Microsoft built dataflows to plug directly into its modern data platform, working seamlessly with Power Query (the familiar no-code/low-code data prep tool in Power BI) and tying into the broader analytics ecosystem. If you’re already familiar with Power BI, you’ll notice a lot of overlap, but Fabric dataflows are more geared towards organization-wide data architectures, not just individual dashboards. To learn more about the backbone of Microsoft’s analytics approach, check out the Fabric analytics overview or dive into the fabric of modern data platforms in the introduction to Fabric Data Lakehouse.
Before we roll up our sleeves, let’s walk through how these dataflows work from end to end, and get to know the main components that make them tick. This foundation will help you see how dataflows fit into your organization’s bigger analytics picture, setting you up for deeper dives coming next.
How Dataflows Work in Fabric
Fabric dataflows operate as orchestrated pipelines, built to automate how data travels from its original source to a clean, structured destination. The process starts when you connect to your chosen data sources—maybe databases, Excel files, or even cloud APIs. Fabric dataflows work with a wide variety of sources, making it easy to blend data from across your environment.

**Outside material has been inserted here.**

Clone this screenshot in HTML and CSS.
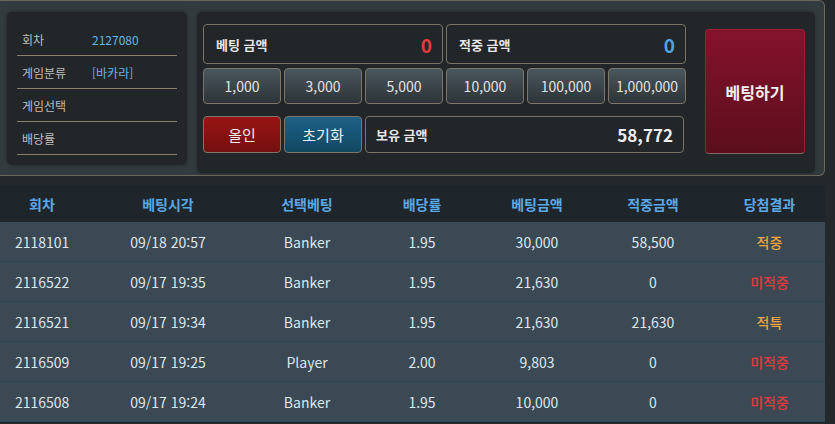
FILE: index.html
```html
<!DOCTYPE html>
<html lang="ko">
<head>
    <meta charset="UTF-8">
    <meta name="viewport" content="width=device-width, initial-scale=1.0">
    <title>바카라 베팅</title>
    <link rel="stylesheet" href="styles.css">
</head>
<body>
    <div class="top">
        <div class="info">
            <div class="info-row"><span class="label">회차</span><span class="value">2127080</span></div>
            <div class="info-row"><span class="label">게임분류</span><span class="value">[바카라]</span></div>
            <div class="info-row"><span class="label">게임선택</span><span class="value"></span></div>
            <div class="info-row"><span class="label">배당률</span><span class="value"></span></div>
        </div>

        <div class="bet-panel">
            <div class="bet-grid">
                <div class="amount-box wide">
                    <span class="amount-label">베팅 금액</span>
                    <span class="amount red">0</span>
                </div>
                <div class="amount-box wide">
                    <span class="amount-label">적중 금액</span>
                    <span class="amount blue">0</span>
                </div>

                <button class="chip">1,000</button>
                <button class="chip">3,000</button>
                <button class="chip">5,000</button>
                <button class="chip">10,000</button>
                <button class="chip">100,000</button>
                <button class="chip">1,000,000</button>

                <button class="btn allin">올인</button>
                <button class="btn reset">초기화</button>
                <div class="amount-box balance">
                    <span class="amount-label">보유 금액</span>
                    <span class="amount big">58,772</span>
                </div>
            </div>
            <button class="bet-btn">베팅하기</button>
        </div>
    </div>

    <table class="history">
        <thead>
            <tr>
                <th class="c1">회차</th>
                <th class="c2">베팅시각</th>
                <th class="c3">선택베팅</th>
                <th class="c4">배당률</th>
                <th class="c5">베팅금액</th>
                <th class="c6">적중금액</th>
                <th class="c7">당첨결과</th>
            </tr>
        </thead>
        <tbody>
            <tr>
                <td>2118101</td><td>09/18 20:57</td><td>Banker</td><td>1.95</td><td>30,000</td><td>58,500</td><td class="win">적중</td>
            </tr>
            <tr>
                <td>2116522</td><td>09/17 19:35</td><td>Banker</td><td>1.95</td><td>21,630</td><td>0</td><td class="lose">미적중</td>
            </tr>
            <tr>
                <td>2116521</td><td>09/17 19:34</td><td>Banker</td><td>1.95</td><td>21,630</td><td>21,630</td><td class="win">적특</td>
            </tr>
            <tr>
                <td>2116509</td><td>09/17 19:25</td><td>Player</td><td>2.00</td><td>9,803</td><td>0</td><td class="lose">미적중</td>
            </tr>
            <tr>
                <td>2116508</td><td>09/17 19:24</td><td>Banker</td><td>1.95</td><td>10,000</td><td>0</td><td class="lose">미적중</td>
            </tr>
        </tbody>
    </table>
</body>
</html>
```

FILE: styles.css
```css
body {
    margin: 0;
    background-color: #23282a;
    font-family: "Noto Sans CJK KR", "Noto Sans", sans-serif;
    color: #d8e0e4;
}
button {
    font-family: inherit;
    cursor: pointer;
}

/* top area */
.top {
    display: flex;
    align-items: flex-start;
    gap: 10px;
    width: 817px;
    height: 163px;
    padding: 11px 0 0 7px;
    background-color: #343b3f;
    border: 1px solid #6e675b;
    border-left: none;
    border-radius: 0 6px 6px 0;
}
.info {
    width: 160px;
    height: 142px;
    padding: 11px 10px 0;
    background-color: #222628;
    border-radius: 5px;
    box-shadow: 0 0 4px rgba(0, 0, 0, 0.35);
}
.info-row {
    display: flex;
    align-items: center;
    height: 32px;
    padding-left: 5px;
    border-bottom: 1px solid #8a7f6d;
    font-size: 12px;
}
.label {
    width: 70px;
    color: #bdbdbd;
}
.value {
    color: #62b5e8;
}

.bet-panel {
    display: flex;
    align-items: flex-start;
    gap: 19px;
    width: 602px;
    height: 149px;
    padding: 12px 10px 0 6px;
    background-color: #222628;
    border-radius: 5px;
    box-shadow: 0 0 4px rgba(0, 0, 0, 0.35);
}
.bet-grid {
    display: grid;
    grid-template-columns: repeat(6, 78px);
    grid-template-rows: 40px 36px 45px;
    column-gap: 3px;
    row-gap: 4px;
}
.amount-box {
    display: flex;
    align-items: center;
    justify-content: space-between;
    padding: 0 10px 0 12px;
    border: 1px solid #7a7366;
    border-radius: 4px;
}
.amount-box.wide {
    grid-column: span 3;
}
.amount-box.balance {
    grid-column: span 4;
    margin-top: 8px;
    margin-right: 2px;
    padding-left: 10px;
}
.amount-label {
    font-size: 13px;
    font-weight: bold;
    color: #e6e6e6;
}
.amount {
    font-size: 19px;
    font-weight: bold;
    color: #eeeeee;
}
.amount.big {
    font-size: 17px;
}
.amount.red {
    color: #e03c3c;
}
.amount.blue {
    color: #4fa3e3;
}
.chip {
    font-size: 14px;
    color: #e2e2e2;
    background: linear-gradient(#4a565d, #2d3438);
    border: 1px solid #7d7568;
    border-radius: 4px;
}
.btn {
    margin-top: 8px;
    font-size: 15px;
    color: #eeeeee;
    border: 1px solid #7d7568;
    border-radius: 4px;
}
.allin {
    background: linear-gradient(#9a1414, #73100f);
}
.reset {
    background: linear-gradient(#1e6186, #114862);
}
.bet-btn {
    width: 100px;
    height: 125px;
    margin-top: 5px;
    font-size: 16px;
    font-weight: bold;
    color: #f0f0f0;
    background: linear-gradient(#84122d, #5c0e1d);
    border: 1px solid #9e2030;
    border-bottom-color: #7d6a62;
    border-radius: 4px;
}

/* history table */
.history {
    width: 825px;
    margin-top: 9px;
    border-collapse: collapse;
    table-layout: fixed;
}
.history th {
    height: 37px;
    padding: 0;
    background-color: #1e252b;
    color: #5aa9e6;
    font-size: 14px;
    font-weight: bold;
}
.history td {
    height: 39px;
    padding: 0;
    background-color: #3a4954;
    border-bottom: 1px solid #2d4657;
    text-align: center;
    font-size: 14px;
    color: #dde6ec;
}
.history td:first-child {
    text-align: left;
    padding-left: 15px;
}
.c1 { width: 84px; }
.c2 { width: 168px; }
.c3 { width: 110px; }
.c4 { width: 120px; }
.c5 { width: 110px; }
.c6 { width: 122px; }
.c7 { width: 111px; }
.history td.win,
.history td.lose {
    font-weight: 500;
}
.history td.win {
    color: #eaa63c;
}
.history td.lose {
    color: #e2393d;
}
```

Once connected, you use Power Query’s transformation logic to shape and clean your data. This step is where the real magic happens—merging tables, filtering out the noise, fixing data types, and ensuring everything is in a usable format. These transformations are put in place using a visual, low-code interface, so you don’t have to be a hardcore developer to get impressive results.
After everything looks good, the dataflow orchestrates the loading of that finished dataset into its destination. Destinations could be a Fabric Lakehouse, a warehouse, or another analytics-ready location. The scheduling engine keeps your pipelines running on a timetable—maybe it’s daily, hourly, or whenever a refresh is needed—to guarantee that your analytics stay up-to-date without manual intervention.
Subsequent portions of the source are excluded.